- _WRITTEN INSTRUCTION_: Check each line of the material. Copy those containing "with".

- _RECORDS FOR THE TASK_:
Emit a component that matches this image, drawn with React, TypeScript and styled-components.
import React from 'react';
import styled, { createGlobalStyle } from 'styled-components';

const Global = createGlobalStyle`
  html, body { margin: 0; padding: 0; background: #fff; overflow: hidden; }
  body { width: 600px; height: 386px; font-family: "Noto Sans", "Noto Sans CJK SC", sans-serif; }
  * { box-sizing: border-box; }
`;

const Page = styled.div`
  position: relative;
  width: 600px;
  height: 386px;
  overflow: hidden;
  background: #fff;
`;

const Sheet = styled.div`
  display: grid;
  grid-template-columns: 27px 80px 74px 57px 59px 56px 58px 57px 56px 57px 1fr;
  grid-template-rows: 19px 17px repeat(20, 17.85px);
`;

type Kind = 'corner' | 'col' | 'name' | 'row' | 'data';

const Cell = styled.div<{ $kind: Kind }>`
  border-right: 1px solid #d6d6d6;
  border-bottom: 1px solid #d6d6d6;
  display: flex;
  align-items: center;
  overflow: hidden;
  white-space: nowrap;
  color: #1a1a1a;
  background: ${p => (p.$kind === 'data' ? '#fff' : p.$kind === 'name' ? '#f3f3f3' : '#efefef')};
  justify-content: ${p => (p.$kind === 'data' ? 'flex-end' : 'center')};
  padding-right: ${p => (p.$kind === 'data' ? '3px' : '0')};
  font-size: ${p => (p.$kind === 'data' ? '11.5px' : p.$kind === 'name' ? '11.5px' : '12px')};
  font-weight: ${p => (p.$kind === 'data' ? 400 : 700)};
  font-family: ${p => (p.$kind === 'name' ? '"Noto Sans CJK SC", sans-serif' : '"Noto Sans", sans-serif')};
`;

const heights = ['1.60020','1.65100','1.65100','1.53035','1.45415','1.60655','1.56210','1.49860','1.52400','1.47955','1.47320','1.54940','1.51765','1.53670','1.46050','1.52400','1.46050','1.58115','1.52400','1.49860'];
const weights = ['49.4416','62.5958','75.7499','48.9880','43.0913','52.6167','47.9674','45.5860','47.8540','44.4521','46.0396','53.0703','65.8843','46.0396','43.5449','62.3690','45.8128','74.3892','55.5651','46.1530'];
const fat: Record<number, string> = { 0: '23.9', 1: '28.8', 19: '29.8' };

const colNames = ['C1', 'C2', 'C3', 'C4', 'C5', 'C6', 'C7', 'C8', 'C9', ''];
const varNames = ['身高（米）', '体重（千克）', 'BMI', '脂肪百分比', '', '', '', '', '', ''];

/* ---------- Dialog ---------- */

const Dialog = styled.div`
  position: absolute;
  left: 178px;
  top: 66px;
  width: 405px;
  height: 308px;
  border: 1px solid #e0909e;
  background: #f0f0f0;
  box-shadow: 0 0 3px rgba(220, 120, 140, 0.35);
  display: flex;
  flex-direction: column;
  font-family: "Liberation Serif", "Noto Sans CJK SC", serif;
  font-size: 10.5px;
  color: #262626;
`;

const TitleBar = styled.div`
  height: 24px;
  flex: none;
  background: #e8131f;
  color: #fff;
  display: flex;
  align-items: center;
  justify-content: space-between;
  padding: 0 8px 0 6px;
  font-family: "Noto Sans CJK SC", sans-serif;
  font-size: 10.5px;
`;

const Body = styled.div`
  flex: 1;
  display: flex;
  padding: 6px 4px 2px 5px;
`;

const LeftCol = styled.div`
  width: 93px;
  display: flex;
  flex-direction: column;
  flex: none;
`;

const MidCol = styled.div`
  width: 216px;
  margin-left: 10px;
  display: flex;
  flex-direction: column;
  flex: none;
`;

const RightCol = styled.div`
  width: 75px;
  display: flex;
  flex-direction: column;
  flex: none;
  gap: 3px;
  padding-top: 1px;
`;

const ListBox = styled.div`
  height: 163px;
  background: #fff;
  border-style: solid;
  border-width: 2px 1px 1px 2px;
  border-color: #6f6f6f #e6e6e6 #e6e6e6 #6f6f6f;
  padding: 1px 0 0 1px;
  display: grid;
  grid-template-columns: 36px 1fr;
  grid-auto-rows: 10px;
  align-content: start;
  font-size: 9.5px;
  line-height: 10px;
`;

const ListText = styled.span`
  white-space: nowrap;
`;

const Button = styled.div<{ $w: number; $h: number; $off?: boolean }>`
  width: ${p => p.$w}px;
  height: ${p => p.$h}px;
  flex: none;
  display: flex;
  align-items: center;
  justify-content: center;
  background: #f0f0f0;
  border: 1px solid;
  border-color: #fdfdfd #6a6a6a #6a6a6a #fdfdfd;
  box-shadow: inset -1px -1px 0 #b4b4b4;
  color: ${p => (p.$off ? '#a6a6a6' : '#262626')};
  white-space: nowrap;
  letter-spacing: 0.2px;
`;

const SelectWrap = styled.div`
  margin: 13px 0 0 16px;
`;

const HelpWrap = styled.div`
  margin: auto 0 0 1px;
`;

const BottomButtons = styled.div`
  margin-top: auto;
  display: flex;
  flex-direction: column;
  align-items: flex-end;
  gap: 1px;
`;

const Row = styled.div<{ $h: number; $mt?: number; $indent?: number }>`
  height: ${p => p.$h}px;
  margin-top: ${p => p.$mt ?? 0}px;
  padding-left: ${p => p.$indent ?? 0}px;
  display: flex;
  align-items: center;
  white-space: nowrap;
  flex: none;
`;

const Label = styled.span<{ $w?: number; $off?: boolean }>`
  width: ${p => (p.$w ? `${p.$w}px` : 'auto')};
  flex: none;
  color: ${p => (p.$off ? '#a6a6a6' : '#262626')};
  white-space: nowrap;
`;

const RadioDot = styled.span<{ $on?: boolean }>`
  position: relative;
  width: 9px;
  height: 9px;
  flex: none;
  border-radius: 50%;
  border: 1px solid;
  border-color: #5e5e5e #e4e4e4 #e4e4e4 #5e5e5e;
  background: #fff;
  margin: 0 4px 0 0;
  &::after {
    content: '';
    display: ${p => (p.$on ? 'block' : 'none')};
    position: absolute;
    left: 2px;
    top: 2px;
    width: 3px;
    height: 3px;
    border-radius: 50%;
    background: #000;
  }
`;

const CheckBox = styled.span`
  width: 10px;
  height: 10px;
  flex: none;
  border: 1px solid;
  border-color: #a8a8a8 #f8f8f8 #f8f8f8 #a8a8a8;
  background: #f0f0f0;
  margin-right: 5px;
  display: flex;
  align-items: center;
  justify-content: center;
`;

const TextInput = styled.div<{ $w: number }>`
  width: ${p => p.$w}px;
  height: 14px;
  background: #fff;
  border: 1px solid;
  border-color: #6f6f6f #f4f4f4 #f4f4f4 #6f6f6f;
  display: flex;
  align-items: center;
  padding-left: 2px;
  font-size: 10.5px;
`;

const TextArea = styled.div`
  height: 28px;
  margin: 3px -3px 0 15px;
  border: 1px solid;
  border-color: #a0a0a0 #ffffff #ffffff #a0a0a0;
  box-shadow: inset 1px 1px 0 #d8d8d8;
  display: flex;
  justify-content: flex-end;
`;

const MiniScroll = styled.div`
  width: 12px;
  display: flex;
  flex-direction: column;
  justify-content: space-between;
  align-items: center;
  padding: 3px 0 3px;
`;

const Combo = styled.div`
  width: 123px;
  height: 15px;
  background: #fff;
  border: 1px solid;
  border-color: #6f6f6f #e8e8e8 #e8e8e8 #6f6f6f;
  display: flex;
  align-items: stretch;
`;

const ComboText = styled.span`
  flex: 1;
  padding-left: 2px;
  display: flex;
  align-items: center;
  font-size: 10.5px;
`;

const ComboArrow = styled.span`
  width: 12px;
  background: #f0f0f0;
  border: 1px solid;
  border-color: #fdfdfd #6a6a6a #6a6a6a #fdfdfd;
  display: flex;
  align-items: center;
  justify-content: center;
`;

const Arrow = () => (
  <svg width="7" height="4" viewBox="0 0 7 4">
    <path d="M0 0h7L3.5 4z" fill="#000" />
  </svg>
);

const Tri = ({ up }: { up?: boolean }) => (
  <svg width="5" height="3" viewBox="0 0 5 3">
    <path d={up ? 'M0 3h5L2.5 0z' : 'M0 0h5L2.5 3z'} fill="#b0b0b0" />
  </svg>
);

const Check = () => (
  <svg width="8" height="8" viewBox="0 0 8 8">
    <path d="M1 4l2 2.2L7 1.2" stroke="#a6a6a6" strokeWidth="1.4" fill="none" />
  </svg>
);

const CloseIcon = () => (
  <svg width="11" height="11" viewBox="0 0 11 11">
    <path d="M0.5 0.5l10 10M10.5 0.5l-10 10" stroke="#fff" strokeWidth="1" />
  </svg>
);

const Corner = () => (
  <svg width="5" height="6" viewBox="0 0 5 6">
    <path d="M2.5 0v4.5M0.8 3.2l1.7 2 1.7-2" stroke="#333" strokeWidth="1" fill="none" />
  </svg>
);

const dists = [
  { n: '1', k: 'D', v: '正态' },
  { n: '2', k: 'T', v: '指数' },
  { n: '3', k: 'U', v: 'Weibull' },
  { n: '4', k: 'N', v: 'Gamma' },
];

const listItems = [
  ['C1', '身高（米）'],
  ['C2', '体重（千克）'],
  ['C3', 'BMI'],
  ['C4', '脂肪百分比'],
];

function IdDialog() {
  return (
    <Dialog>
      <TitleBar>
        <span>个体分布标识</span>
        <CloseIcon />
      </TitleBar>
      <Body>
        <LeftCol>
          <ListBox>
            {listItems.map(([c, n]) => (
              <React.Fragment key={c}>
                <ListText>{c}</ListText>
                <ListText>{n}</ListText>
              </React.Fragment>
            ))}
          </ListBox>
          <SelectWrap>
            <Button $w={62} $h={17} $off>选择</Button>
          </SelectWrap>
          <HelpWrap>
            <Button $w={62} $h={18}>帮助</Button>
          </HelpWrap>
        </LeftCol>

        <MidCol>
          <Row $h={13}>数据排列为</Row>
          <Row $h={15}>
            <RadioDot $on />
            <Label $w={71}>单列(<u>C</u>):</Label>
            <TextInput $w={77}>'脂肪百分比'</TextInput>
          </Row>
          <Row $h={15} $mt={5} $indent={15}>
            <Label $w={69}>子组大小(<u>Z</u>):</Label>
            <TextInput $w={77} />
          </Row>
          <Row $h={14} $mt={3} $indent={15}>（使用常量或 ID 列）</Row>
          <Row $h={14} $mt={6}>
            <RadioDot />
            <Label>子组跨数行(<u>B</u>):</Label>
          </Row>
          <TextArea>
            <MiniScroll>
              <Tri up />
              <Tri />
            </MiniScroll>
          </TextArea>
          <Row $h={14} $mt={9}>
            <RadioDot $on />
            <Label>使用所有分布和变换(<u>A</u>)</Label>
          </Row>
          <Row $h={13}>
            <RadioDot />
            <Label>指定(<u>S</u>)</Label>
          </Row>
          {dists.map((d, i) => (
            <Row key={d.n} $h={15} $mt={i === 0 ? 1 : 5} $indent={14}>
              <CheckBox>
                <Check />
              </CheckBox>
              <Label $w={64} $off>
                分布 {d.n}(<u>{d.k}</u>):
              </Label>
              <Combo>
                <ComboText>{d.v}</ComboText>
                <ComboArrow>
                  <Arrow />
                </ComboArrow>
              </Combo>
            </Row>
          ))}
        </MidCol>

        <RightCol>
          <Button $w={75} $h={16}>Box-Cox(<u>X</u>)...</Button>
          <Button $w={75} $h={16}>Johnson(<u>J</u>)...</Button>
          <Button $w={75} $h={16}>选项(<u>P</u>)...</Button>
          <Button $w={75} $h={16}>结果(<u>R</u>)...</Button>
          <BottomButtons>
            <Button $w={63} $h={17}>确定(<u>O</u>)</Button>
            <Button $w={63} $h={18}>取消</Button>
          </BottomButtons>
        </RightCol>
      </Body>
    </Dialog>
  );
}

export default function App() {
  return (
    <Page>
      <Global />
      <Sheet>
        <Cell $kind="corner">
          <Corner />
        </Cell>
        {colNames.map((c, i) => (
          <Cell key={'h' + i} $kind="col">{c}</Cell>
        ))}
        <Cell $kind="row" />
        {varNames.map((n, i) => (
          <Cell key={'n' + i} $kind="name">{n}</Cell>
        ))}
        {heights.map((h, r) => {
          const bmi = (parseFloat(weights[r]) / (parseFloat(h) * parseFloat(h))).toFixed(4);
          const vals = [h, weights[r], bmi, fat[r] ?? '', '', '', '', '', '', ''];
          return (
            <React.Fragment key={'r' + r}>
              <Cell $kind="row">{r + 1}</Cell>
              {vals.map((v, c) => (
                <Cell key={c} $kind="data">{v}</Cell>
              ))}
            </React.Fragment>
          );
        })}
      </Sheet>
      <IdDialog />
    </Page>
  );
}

--

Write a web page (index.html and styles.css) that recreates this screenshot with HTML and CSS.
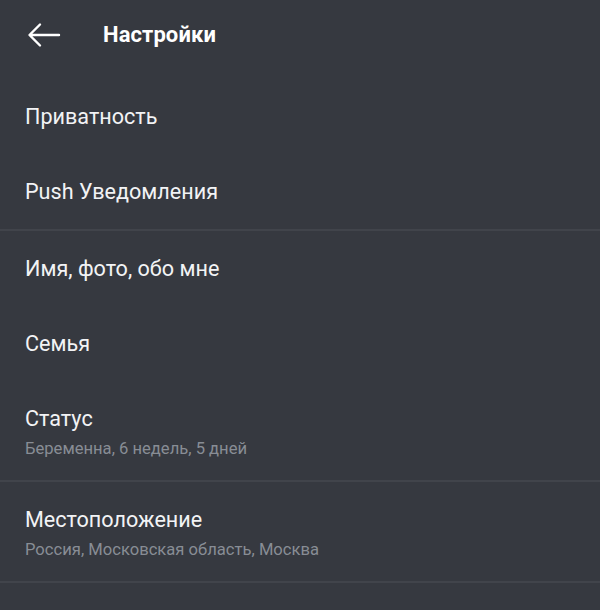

- _EXERCISE RESPONSE_:
Emit a component that matches this image, drawn with React, TypeScript and styled-components.
Write a web page (index.html and styles.css) that recreates this screenshot with HTML and CSS.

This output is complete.